● What is being asked: Find the word "page" in the material below and gather every line that contains it.

● Dataset section:
....

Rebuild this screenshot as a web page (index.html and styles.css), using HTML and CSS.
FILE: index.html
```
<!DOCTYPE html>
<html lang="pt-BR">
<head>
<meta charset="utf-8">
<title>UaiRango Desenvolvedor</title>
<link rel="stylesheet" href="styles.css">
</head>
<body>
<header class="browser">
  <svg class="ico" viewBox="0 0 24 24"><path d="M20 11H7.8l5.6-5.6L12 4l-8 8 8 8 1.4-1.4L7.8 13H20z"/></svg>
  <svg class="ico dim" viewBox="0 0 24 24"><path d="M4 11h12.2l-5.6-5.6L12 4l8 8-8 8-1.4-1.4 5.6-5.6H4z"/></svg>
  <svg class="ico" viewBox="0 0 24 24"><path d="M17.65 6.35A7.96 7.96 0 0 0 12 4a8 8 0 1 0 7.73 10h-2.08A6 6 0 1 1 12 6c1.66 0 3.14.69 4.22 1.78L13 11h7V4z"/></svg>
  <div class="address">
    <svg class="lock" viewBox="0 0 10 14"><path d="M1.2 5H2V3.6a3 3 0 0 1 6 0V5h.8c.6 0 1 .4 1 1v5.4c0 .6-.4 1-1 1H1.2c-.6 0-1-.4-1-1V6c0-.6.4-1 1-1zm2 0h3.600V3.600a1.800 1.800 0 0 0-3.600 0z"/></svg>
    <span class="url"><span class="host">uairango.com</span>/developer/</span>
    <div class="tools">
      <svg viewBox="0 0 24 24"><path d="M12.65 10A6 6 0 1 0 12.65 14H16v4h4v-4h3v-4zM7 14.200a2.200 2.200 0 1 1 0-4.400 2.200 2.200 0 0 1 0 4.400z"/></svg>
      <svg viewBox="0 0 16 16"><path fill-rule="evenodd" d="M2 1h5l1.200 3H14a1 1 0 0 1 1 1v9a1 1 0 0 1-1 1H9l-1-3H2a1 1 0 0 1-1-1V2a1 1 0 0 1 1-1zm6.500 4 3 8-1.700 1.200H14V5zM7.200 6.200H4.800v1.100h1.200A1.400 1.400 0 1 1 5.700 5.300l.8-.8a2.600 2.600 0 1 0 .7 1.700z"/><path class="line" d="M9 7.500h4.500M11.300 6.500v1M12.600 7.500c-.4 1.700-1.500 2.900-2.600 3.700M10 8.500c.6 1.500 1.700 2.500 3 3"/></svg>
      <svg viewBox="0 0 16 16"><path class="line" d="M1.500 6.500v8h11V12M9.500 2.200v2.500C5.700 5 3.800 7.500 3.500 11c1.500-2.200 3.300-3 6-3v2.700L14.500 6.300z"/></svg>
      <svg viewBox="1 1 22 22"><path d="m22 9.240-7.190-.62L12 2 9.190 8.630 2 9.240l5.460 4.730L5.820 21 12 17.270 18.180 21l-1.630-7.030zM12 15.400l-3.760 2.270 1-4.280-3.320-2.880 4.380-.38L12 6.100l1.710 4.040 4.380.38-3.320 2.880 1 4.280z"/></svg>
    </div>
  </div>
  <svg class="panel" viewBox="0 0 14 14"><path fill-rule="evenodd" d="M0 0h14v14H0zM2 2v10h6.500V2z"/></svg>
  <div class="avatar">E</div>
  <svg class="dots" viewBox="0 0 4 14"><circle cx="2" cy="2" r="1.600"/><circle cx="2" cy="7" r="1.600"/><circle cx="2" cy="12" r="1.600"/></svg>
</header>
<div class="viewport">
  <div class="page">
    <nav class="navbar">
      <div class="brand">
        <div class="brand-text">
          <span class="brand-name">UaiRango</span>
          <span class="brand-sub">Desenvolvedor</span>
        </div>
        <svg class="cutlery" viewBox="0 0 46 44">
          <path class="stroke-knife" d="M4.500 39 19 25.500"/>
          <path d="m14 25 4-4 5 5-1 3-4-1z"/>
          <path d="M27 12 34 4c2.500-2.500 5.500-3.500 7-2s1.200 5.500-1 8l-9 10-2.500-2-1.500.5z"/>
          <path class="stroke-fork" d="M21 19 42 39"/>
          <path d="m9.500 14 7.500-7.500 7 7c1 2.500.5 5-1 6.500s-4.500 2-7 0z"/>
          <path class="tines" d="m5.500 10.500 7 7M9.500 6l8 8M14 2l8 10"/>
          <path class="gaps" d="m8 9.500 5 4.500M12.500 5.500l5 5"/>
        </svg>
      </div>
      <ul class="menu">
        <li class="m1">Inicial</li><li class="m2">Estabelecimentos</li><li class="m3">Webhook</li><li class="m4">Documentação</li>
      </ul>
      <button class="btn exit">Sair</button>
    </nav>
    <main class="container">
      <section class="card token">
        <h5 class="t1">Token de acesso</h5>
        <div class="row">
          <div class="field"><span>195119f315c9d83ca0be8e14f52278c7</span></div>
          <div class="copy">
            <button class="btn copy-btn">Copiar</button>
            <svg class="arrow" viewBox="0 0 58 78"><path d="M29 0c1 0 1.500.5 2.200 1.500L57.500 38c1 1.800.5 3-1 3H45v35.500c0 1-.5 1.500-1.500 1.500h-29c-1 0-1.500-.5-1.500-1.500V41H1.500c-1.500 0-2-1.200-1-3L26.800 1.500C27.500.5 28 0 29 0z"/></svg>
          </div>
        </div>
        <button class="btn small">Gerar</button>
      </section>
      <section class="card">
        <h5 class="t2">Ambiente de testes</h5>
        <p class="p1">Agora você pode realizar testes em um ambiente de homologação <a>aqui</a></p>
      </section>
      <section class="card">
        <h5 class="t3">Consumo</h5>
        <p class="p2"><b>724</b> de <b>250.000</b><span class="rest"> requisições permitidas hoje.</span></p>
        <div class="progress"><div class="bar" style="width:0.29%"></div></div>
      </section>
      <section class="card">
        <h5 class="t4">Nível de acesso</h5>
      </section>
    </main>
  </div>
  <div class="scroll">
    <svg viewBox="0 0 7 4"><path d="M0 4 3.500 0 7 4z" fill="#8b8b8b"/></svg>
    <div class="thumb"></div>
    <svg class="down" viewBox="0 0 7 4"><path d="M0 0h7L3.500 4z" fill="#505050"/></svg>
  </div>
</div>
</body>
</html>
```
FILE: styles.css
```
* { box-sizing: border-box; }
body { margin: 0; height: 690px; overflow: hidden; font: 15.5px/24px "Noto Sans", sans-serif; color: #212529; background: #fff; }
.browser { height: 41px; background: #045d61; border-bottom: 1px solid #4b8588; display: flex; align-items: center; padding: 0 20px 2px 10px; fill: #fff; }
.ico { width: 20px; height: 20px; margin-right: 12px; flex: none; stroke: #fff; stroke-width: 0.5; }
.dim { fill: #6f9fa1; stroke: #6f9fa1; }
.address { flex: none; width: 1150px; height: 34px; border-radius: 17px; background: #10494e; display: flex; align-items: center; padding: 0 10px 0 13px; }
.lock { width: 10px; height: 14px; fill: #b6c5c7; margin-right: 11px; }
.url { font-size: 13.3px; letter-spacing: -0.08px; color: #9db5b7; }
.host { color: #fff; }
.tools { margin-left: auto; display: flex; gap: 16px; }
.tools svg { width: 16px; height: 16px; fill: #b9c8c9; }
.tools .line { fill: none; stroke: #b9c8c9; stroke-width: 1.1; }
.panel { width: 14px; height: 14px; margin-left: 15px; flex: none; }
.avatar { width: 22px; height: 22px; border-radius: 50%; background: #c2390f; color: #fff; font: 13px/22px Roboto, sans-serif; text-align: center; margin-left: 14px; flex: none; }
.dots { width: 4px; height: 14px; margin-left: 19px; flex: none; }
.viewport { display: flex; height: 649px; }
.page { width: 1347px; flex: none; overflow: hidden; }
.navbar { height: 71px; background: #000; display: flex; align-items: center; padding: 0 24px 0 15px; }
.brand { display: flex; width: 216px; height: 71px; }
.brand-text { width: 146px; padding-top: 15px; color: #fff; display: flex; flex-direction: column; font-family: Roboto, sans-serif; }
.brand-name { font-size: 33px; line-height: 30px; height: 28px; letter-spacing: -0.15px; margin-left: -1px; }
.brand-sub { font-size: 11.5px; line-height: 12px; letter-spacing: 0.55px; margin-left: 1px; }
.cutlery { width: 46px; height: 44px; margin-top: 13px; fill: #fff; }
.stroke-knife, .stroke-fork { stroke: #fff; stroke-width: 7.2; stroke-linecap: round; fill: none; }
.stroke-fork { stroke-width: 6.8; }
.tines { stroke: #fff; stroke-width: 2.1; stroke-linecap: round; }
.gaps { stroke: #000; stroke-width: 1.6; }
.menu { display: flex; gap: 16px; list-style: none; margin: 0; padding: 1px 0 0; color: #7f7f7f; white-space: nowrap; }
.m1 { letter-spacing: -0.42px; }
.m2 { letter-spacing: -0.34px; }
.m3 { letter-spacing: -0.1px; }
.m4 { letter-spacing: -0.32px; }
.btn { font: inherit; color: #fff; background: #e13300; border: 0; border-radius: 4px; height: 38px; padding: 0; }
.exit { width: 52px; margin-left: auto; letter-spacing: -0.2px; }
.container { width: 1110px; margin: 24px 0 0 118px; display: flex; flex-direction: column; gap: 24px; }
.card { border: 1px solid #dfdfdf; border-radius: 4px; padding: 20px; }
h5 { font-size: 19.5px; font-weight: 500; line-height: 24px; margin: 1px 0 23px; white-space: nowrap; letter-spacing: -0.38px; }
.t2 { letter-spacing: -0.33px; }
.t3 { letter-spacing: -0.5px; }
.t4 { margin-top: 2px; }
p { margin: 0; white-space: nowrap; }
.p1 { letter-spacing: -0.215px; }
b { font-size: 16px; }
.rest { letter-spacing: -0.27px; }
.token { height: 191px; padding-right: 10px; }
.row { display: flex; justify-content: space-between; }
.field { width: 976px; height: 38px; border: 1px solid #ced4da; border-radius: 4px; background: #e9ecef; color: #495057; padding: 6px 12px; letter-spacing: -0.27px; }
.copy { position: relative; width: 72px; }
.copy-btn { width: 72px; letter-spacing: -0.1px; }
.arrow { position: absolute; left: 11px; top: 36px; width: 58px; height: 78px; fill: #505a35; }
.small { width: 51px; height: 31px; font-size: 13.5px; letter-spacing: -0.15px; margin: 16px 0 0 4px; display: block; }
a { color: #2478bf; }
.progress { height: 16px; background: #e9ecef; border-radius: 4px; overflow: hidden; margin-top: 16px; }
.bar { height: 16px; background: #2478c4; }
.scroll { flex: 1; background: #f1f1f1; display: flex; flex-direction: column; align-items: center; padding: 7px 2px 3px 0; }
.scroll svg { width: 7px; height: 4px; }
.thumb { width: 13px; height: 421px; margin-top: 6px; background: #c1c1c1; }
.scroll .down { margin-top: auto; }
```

....

● Exercise solution:
Rebuild this screenshot as a web page (index.html and styles.css), using HTML and CSS.
  <div class="page">
.page { width: 1347px; flex: none; overflow: hidden; }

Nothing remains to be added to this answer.